With the arrival of Ebola in the U.S. came public fear, widespread misinformation, and the ever-present danger of contamination and contagion. While the cases have been isolated, the threat of the virus required state and local leaders to assume unprecedented leadership and extreme diplomacy in dealing with the public, the medical community, and even medical suppliers and contractors, who balked at handling blood samples, soiled linens and hospital waste out of fear of the virus.
But when a virus like Ebola hits a jurisdiction, there is a hefty fiscal price as well. In Texas, Dallas County was the first U.S. locality to deal with the sudden challenge of an outbreak. The impact on the budget was not inconsequential. It cost the county a quarter of a million dollars to gut and decontaminate the one small apartment of the nation’s first Ebola victim, Thomas Eric Duncan -- part of the approximately $1 million the county expended in the first weeks of the crisis.

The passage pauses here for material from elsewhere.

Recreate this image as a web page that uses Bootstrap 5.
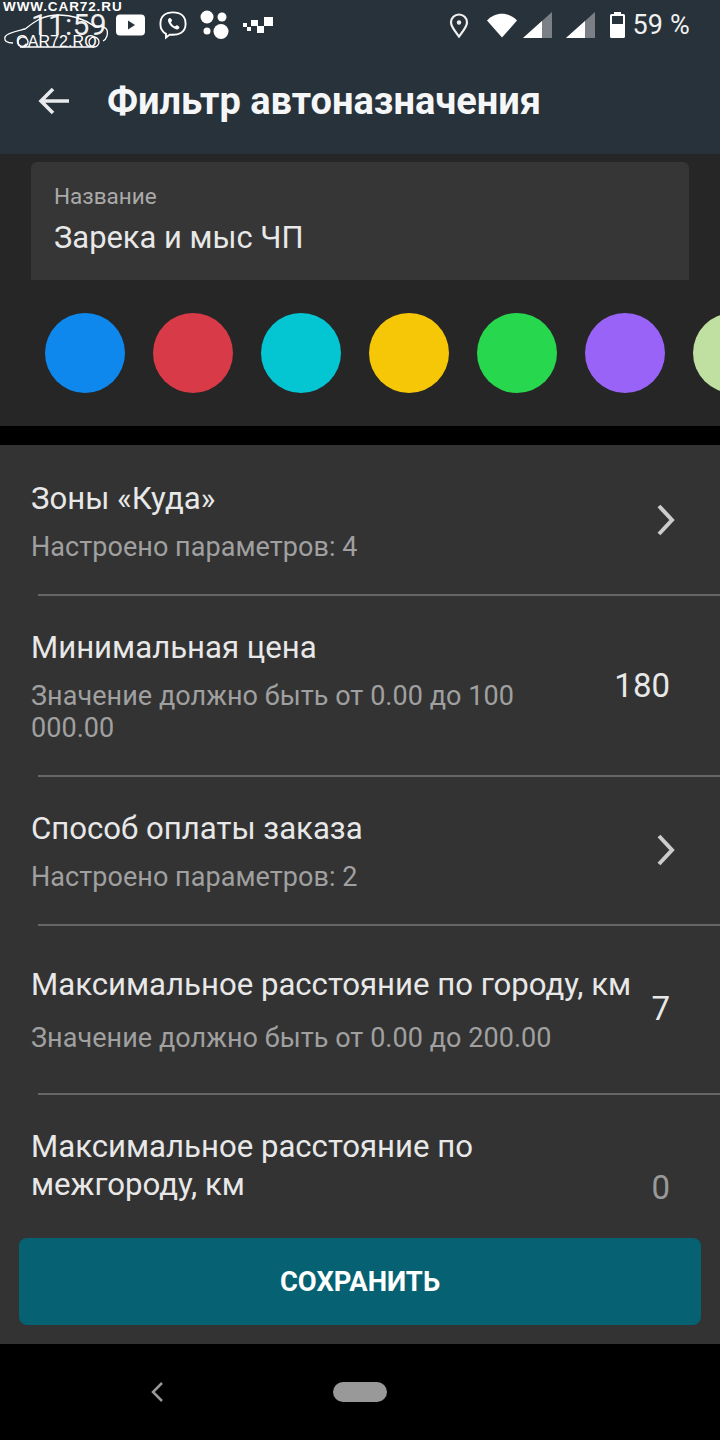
<!DOCTYPE html>
<html lang="ru">
<head>
    <meta charset="UTF-8">
    <meta name="viewport" content="width=device-width, initial-scale=1.0">
    <title>Фильтр автоназначения</title>
    <link href="https://cdn.jsdelivr.net/npm/bootstrap@5.3.0/dist/css/bootstrap.min.css" rel="stylesheet">
    <style>
        html, body { height: 1440px; overflow: hidden; background: #000; }
        body { font-family: Roboto, "Liberation Sans", sans-serif; color: #eee; }
        .app-shell { width: 720px; height: 1440px; position: relative; overflow: hidden; }
        .top-head { height: 154px; background: #28323a; }
        .status-row { height: 48px; padding: 2px 30px 0 31px; }
        .status-time { font-size: 30px; color: #f0f0f0; width: 85px; line-height: 1; letter-spacing: .2px; }
        .status-pct { font-size: 27px; color: #f0f0f0; letter-spacing: .2px; line-height: 1; margin-left: 7px; }
        .ic-viber { margin-left: 13px; }
        .ic-dots { margin-left: 13px; }
        .ic-taxi { margin-left: 13px; }
        .ic-wifi { margin-left: 18px; }
        .ic-sig-a { margin-left: 6px; }
        .ic-sig-b { margin-left: 14px; }
        .ic-batt { margin-left: 15px; }
        .tool-row { height: 106px; padding: 0 0 0 38px; }
        .head-title { font-size: 38px; font-weight: 700; color: #f5f6f7; margin: 0 0 0 37px; line-height: 1; }
        .name-zone { height: 272px; background: #262626; padding: 8px 31px 0; overflow: hidden; }
        .name-box { height: 118px; background: #363636; border-radius: 6px 6px 0 0; padding: 21px 23px 0; }
        .name-label { font-size: 22.5px; color: #aaa; line-height: 26px; }
        .name-value { font-size: 30.9px; color: #e8e8e8; line-height: 36px; margin-top: 11px; }
        .swatches { margin: 33px -31px 0 14px; gap: 28px; }
        .swatch { width: 80px; height: 80px; border-radius: 50%; flex: none; }
        .sw-blue { background: #0f88ee; }
        .sw-red { background: #d93a47; }
        .sw-cyan { background: #04c6d3; }
        .sw-yellow { background: #f5c707; }
        .sw-green { background: #27d84f; }
        .sw-violet { background: #9a63f7; }
        .sw-pale { background: #bfe0a0; }
        .gap-band { height: 19px; background: #000; }
        .filter-list { height: 899px; background: #333; position: relative; overflow: hidden; }
        .filter-row { padding-left: 31px; position: relative; }
        .filter-row::after { content: ""; position: absolute; left: 38px; right: 0; bottom: 0; height: 2px; background: #666; }
        .row-last::after { display: none; }
        .row-title { font-size: 31.15px; color: #e8e8e8; line-height: 38px; }
        .row-sub { font-size: 27px; color: #a0a0a0; line-height: 32px; letter-spacing: .05px; margin-top: 13px; }
        .row-num { font-size: 33px; color: #e8e8e8; line-height: 1; text-align: right; padding-right: 50px; }
        .row-chev { margin-right: 44px; }
        .row-text { width: 500px; }
        .row-a { height: 151px; padding-top: 35px; }
        .row-a .row-chev { margin-top: 24px; }
        .row-b { height: 181px; padding-top: 33px; }
        .row-b .row-num { width: 189px; padding-top: 40px; }
        .row-c { height: 149px; padding-top: 33px; }
        .row-c .row-chev { margin-top: 24px; }
        .row-d { height: 169px; padding-top: 40px; }
        .row-d .row-sub { margin-top: 18px; }
        .row-d .row-num { padding-top: 26px; }
        .row-e { height: 150px; padding-top: 33px; }
        .row-e .row-num { padding-top: 43px; color: #999; }
        .save-bar { position: absolute; left: 0; right: 0; bottom: 0; height: 106px; background: #333; padding: 0 19px 19px; }
        .save-btn { display: block; width: 100%; height: 87px; background: #066272; border: 0; border-radius: 8px; color: #fff; font-size: 27.4px; font-weight: 700; line-height: 1; padding-top: 4px; }
        .nav-strip { height: 96px; background: #000; }
        .home-pill { width: 54px; height: 20px; border-radius: 10px; background: #999; }
        .nav-back { margin-left: 150px; margin-right: 169px; }
        .mark-top { position: absolute; left: 3px; top: 0; font: 700 13.500px/13px "Liberation Sans", sans-serif; letter-spacing: .9px; color: #fff; white-space: nowrap; }
        .mark-bot { position: absolute; left: 16px; top: 33px; font: 400 16px/17px "Liberation Sans", sans-serif; letter-spacing: .1px; color: #fff; white-space: nowrap; }
        .mark-car { position: absolute; left: 4px; top: 13px; }
    </style>
</head>
<body>
<div class="app-shell d-flex flex-column">
    <div class="top-head">
        <div class="status-row d-flex align-items-center">
            <div class="status-time">11:59</div>
            <svg width="30" height="22" viewBox="0 0 30 22"><rect width="29" height="21" y="0.5" rx="4" fill="#fff"/><path d="M12 6.500v9l7-4.500z" fill="#28323a"/></svg>
            <svg class="ic-viber" width="28" height="30" viewBox="0 0 30 30" fill="none" stroke="#fff" stroke-width="2"><path d="M15 1.500C7 1.500 1.500 5.500 1.500 14c0 5 2 8.500 6 10.500v4l4-3.200c9 1 17-2 17-11.300C28.500 5.500 23 1.500 15 1.500z"/><path d="M10.500 8c1.800-1.500 2.800.5 3.500 2 .4 1-1.500 1.400-1 2.500.8 1.800 2 3 3.800 3.800 1 .4 1.500-1.500 2.500-1 1.500.7 3.500 1.700 2 3.500-1.500 1.700-4 .8-6.500-1-2.300-1.600-4-3.800-4.800-6-.6-1.700-.6-2.900.5-3.800z" fill="#fff" stroke="none"/></svg>
            <svg class="ic-dots" width="30" height="30" viewBox="0 0 30 30" fill="#fff"><circle cx="7" cy="7" r="6.500"/><circle cx="22" cy="7" r="4.500"/><circle cx="7" cy="21" r="3.500"/><circle cx="21" cy="21.500" r="7.500"/></svg>
            <svg class="ic-taxi" width="30" height="16" viewBox="0 0 30 16" fill="#fff"><rect x="0" y="6" width="4" height="4"/><rect x="8" y="3" width="7" height="6"/><rect x="14" y="9" width="7" height="7"/><rect x="21" y="0" width="9" height="9"/><rect x="4" y="10" width="4" height="4"/></svg>
            <div class="ms-auto d-flex align-items-center">
                <svg width="20" height="25" viewBox="0 0 20 25" fill="none" stroke="#f0f0f0" stroke-width="2.200"><path d="M10 23.500C5 17 2 13.500 2 9.500a8 8 0 0 1 16 0c0 4-3 7.500-8 14z"/><circle cx="10" cy="9.500" r="2.200" fill="#f0f0f0" stroke="none"/></svg>
                <svg class="ic-wifi" width="30" height="25" viewBox="0 0 30 25"><path d="M0 7.500C8-1.500 22-1.500 30 7.500L15 24.500z" fill="#fff"/></svg>
                <svg class="ic-sig-a" width="29" height="26" viewBox="0 0 29 26"><path d="M0 26L29 0v26z" fill="#7a8085"/><path d="M0 26L19 9v17z" fill="#fff"/></svg>
                <svg class="ic-sig-b" width="29" height="26" viewBox="0 0 29 26"><path d="M0 26L29 0v26z" fill="#7a8085"/><path d="M0 26L19 9v17z" fill="#fff"/></svg>
                <svg class="ic-batt" width="15" height="26" viewBox="0 0 15 26"><path d="M4 2V0h7v2h2.500q1.500 0 1.500 1.500v21q0 1.500-1.500 1.500h-12Q0 26 0 24.500v-21Q0 2 1.500 2z" fill="#fff"/><rect x="2" y="4" width="11" height="8" fill="#28323a"/></svg>
                <span class="status-pct">59 %</span>
            </div>
        </div>
        <div class="tool-row d-flex align-items-center">
            <svg width="32" height="30" viewBox="0 0 32 30" fill="none" stroke="#e8eaec" stroke-width="3.600"><path d="M31 15H3M15 3L3 15l12 12"/></svg>
            <h1 class="head-title">Фильтр автоназначения</h1>
        </div>
    </div>

    <div class="name-zone">
        <div class="name-box">
            <div class="name-label">Название</div>
            <div class="name-value">Зарека и мыс ЧП</div>
        </div>
        <div class="swatches d-flex">
            <div class="swatch sw-blue"></div>
            <div class="swatch sw-red"></div>
            <div class="swatch sw-cyan"></div>
            <div class="swatch sw-yellow"></div>
            <div class="swatch sw-green"></div>
            <div class="swatch sw-violet"></div>
            <div class="swatch sw-pale"></div>
        </div>
    </div>
    <div class="gap-band"></div>

    <div class="filter-list">
        <div class="filter-row row-a d-flex">
            <div class="flex-grow-1">
                <div class="row-title">Зоны «Куда»</div>
                <div class="row-sub">Настроено параметров: 4</div>
            </div>
            <svg class="row-chev" width="20" height="32" viewBox="0 0 20 32" fill="none" stroke="#ccc" stroke-width="4"><path d="M3 2l13 14L3 30"/></svg>
        </div>
        <div class="filter-row row-b d-flex">
            <div class="row-text">
                <div class="row-title">Минимальная цена</div>
                <div class="row-sub">Значение должно быть от 0.00 до 100 000.00</div>
            </div>
            <div class="row-num">180</div>
        </div>
        <div class="filter-row row-c d-flex">
            <div class="flex-grow-1">
                <div class="row-title">Способ оплаты заказа</div>
                <div class="row-sub">Настроено параметров: 2</div>
            </div>
            <svg class="row-chev" width="20" height="32" viewBox="0 0 20 32" fill="none" stroke="#ccc" stroke-width="4"><path d="M3 2l13 14L3 30"/></svg>
        </div>
        <div class="filter-row row-d d-flex">
            <div class="flex-grow-1">
                <div class="row-title">Максимальное расстояние по городу, км</div>
                <div class="row-sub">Значение должно быть от 0.00 до 200.00</div>
            </div>
            <div class="row-num">7</div>
        </div>
        <div class="filter-row row-e row-last d-flex">
            <div class="row-text">
                <div class="row-title">Максимальное расстояние по межгороду, км</div>
            </div>
            <div class="row-num flex-grow-1">0</div>
        </div>
        <div class="save-bar">
            <button class="save-btn" type="button">СОХРАНИТЬ</button>
        </div>
    </div>

    <div class="nav-strip d-flex align-items-center">
        <svg class="nav-back" width="14" height="22" viewBox="0 0 14 22" fill="none" stroke="#999" stroke-width="2.500"><path d="M12 2L3 11l9 9"/></svg>
        <div class="home-pill"></div>
    </div>

    <div class="mark-top">WWW.CAR72.RU</div>
    <svg class="mark-car" width="106" height="36" viewBox="0 0 106 36" fill="none" stroke="#fff" stroke-width="1.300"><path d="M9 30C3 30 0 28 1 24c1-4 12-6 20-8C30 9 38 2 55 2c12 0 25 4 35 11 5 0 12 1 13 4 1 4 0 9-4 11M16 34H90"/><circle cx="19" cy="29" r="5"/><circle cx="90" cy="29" r="5"/></svg>
    <div class="mark-bot">CAR72.RO</div>
</div>
</body>
</html>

Unlike with some contagions, the un-knowns with Ebola could constitute the gravest challenge. There are surprising gaps in scientists’ knowledge about the virus, including the time it can survive in different environments outside the body. That is information vital to EMTs, solid waste departments, hospitals and clinics, and public and private water and wastewater systems -- as well as public transportation agencies.
Given the breadth of the challenge, it should come as no surprise that two of the nation’s credit rating agencies have begun to look at the near-term fiscal impact of Ebola on various aspects of health infrastructure. Standard & Poor’s notes that “preparedness will be an added financial expense for many providers and it is already affecting senior management time and energy.” Moody’s reduced Texas Health Resources to its “developing” watch list from its previous “positive” outlook. (Texas Health Resources operates Texas Health Presbyterian Hospital in Dallas, where Duncan was treated and died, and where two nurses who treated him contracted the disease.) Presbyterian saw its revenue decline by more than 25 percent in the first 20 days of October, according to financial disclosure statements. Emergency room visits fell by 53 percent, and operating surgeries declined by about 25 percent.
The rating agencies have, to date, struggled to assess the potential credit rating impacts on state and local governments and agencies if the virus does reappear in this country, raising issues with regard to who will pay for what. For instance, will Ebola-related costs be borne by each individual hospital -- public or private -- by the local government, volunteer fire and rescue departments and water and sewer agencies, or will federal dollars be available? Similarly, if hazardous waste disposal problems emerge, who pays for dealing with that?
While the apparent success of state and local efforts to eradicate Ebola in the U.S. provides hope for limiting or even preventing future outbreaks, the task of paying for those millions of dollars of unbudgeted costs looms. So does the core responsibility of financing and managing the quarantines of people who may have been exposed to the virus. Those expenses range from additional police protection to transporting individuals to food delivery. Each traveler to the U.S. from a West African country where Ebola is rampant -- about 150 such people still arrive daily -- will have to be monitored in some fashion for 21 days. For the localities where those travelers arrive or settle, that is, in effect, an unfunded mandate.
Nothing about dealing with the Ebola scare in U.S. jurisdictions is cheap or easy. Everything about it is fraught with danger -- and potential expenses.